JAMES BLAKE: I tried to, but apparently it wasn't a very good one. I think a lot of guys, their first time against Fabrice, have a tough time. I was a little wary of that with him, that it would be tough, 'cause it's like no one else you've played.
I knew it would be difficult for him, especially the way Fabrice returns, and it was. But it will be a learning experience for him. I got a lot of confidence that John's got a bright future ahead. Hopefully this won't set him back too much.

Q. He broke Andre's record for Grand Slam appearances today. Can you comment on his longevity?
JAMES BLAKE: Impressive. Very, very impressive. What is it, like 62?

Q. Yes.
JAMES BLAKE: Yeah, that's incredible. I have no idea what I'm at, but I know I'm never going to be at 62. It's impressive, especially the way he plays.
Andre started so young, had such incredible hand-eye coordination, and could make matches short and could kind of minimize the amount of movement he did on the court with just his ball-striking ability and his power. So that makes sense for how good he was for so long, to be able to do what he did.
But for Fabrice, he puts a lot of wear and tear on his body, to play every match. Playing singles and doubles, I think he usually plays mixed, too. To be doing that is very impressive. It shows how much he loves the game. I'm sure he doesn't need to do it for the money anymore.
He's definitely just doing it because he loves the game. You can see it when he's thinking out there, when he's down and he's changing his tactics, when he's up and he's smiling. He just loves the game.
It's really something that the young kids could watch and learn from. I don't know if they're going to learn how to hit his slice forehand, but they can learn with his attitude and intelligence, ways to think your way around the court.

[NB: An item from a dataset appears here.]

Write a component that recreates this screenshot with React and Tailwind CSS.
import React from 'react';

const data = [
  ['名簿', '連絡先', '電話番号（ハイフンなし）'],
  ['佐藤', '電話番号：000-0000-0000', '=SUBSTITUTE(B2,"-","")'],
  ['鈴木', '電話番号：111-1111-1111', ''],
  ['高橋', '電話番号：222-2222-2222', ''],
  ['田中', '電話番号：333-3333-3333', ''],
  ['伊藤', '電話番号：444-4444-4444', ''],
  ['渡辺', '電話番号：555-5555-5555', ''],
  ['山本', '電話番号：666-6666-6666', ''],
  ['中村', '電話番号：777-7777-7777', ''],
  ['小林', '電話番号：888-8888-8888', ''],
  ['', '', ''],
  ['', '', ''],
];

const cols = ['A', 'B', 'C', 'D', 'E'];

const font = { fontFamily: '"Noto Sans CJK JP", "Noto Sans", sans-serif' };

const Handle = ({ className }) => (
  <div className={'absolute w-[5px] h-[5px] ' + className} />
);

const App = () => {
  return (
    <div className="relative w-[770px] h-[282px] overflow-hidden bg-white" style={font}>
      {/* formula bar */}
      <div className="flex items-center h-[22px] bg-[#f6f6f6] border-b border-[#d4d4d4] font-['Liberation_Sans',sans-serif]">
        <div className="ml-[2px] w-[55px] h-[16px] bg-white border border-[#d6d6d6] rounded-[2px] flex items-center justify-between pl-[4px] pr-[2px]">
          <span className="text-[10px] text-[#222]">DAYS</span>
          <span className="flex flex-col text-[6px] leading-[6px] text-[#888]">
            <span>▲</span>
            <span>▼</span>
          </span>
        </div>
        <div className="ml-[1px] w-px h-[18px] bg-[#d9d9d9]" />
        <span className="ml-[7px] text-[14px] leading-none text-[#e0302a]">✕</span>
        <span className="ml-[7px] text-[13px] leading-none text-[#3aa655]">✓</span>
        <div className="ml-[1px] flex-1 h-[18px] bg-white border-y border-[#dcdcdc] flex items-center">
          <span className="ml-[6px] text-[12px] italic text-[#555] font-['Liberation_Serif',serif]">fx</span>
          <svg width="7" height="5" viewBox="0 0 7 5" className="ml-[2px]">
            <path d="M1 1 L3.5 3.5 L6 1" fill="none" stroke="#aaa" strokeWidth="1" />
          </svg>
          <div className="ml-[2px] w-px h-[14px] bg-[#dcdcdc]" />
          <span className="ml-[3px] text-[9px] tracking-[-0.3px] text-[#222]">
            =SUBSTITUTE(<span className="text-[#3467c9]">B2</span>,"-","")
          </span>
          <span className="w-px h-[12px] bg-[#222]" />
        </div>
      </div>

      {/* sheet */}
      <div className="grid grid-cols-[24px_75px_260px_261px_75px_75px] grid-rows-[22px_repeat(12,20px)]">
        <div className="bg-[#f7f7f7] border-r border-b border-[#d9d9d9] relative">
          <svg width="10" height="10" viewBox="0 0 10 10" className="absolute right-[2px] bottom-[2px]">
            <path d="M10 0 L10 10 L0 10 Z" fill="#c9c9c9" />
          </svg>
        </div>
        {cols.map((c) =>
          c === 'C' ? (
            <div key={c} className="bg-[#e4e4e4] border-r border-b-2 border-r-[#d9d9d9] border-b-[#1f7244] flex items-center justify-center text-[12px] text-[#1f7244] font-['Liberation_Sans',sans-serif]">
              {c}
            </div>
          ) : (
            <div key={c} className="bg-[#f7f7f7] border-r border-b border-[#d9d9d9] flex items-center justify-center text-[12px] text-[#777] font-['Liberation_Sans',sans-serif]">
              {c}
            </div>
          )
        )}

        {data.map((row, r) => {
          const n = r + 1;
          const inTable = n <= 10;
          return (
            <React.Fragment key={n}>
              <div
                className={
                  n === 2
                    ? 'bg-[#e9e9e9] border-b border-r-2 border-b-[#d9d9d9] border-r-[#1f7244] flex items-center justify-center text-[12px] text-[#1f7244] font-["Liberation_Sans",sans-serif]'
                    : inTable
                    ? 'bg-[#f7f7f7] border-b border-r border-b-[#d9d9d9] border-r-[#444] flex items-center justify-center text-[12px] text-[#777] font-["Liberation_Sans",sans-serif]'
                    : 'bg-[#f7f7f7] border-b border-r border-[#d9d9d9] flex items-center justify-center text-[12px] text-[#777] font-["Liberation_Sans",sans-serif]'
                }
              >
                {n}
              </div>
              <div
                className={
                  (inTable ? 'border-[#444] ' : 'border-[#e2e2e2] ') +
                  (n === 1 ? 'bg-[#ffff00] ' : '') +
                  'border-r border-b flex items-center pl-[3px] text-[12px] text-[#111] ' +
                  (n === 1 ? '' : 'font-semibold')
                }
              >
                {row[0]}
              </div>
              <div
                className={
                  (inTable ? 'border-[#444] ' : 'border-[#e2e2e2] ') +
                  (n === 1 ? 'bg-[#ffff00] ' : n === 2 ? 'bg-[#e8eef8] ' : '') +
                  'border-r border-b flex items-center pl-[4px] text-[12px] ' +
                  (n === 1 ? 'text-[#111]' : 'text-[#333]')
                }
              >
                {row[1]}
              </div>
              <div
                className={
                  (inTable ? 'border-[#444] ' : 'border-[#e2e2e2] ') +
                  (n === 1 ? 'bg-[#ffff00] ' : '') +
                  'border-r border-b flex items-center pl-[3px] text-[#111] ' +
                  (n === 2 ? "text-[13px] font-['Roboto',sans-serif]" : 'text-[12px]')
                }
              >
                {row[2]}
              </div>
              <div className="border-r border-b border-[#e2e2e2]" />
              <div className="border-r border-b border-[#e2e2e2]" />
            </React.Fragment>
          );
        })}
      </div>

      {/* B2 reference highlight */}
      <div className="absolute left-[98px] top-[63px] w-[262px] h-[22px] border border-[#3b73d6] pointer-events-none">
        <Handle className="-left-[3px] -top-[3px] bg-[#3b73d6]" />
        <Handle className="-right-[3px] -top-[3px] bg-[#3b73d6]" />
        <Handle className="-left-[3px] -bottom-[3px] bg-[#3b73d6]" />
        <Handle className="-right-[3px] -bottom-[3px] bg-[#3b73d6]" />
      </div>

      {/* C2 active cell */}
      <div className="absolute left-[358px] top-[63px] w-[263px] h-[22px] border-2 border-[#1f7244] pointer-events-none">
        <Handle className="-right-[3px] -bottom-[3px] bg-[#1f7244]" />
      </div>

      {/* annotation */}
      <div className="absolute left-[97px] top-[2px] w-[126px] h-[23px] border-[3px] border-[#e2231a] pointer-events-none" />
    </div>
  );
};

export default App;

Q. How much of a springboard do you think the Davis Cup is going to be for you this season?
JAMES BLAKE: It's tough to tell. I mean, it was so emotional to get through that and to celebrate with the team and just to feel -- still to hear Davis Cup champion in front of my name is something that gives me chills and is something that is so thrilling and is something that can never be taken away.
So much of your career, every time you have a first, every time you do something new, it's another accomplishment you can be proud of that won't be taken away.
That one is one that so far has been the biggest thing I can hang my hat on and the best memory and the brightest memory for my career already.

Q. Did it give you more confidence?
JAMES BLAKE: Yeah. It means that I know I can come through in big matches. I felt like I've always had that confidence, but that just maybe showed other people that I have that confidence, as well. To come through in a big match like that, contribute to a team, it's definitely going to help.
Any time it's a close match, I think there isn't any -- I can't speak from experience, but I don't think there's any other pressure like serving for a Davis Cup -- serving in the Davis Cup final for the match or playing tiebreakers in a Davis Cup final.
I don't know. I'll have to ask Andy about serving for Grand Slam titles, but I think he said the same thing: That there's no pressure that's the same.
Knowing that, hopefully I'll have opportunities to have a lot of pressure on me in a lot of big matches in Grand Slams and Masters Series and things throughout the year, but I can always draw back on that and know that I can come through in a big match and against a top player like Mikhail Youzhny.

Q. How different are these courts to Sydney, if at all?
JAMES BLAKE: I think these might be a little quicker, but that could also be I was maybe surprised by how the ball was bouncing at Sydney. Maybe I expected them to be faster and they weren't as fast. It could have just been my surprise. It also could have been the way Fabrice was playing.
But here it seems like the ball goes through a little quicker. I still think it's a very medium and kind of fair court. I think the big hitters can hit through it, the counter-punchers have time to get to balls, and especially as the balls fluff up it makes it tougher for the big hitters, I think.
But it's not ridiculously slow and it's not as fast as I would have expected it to be.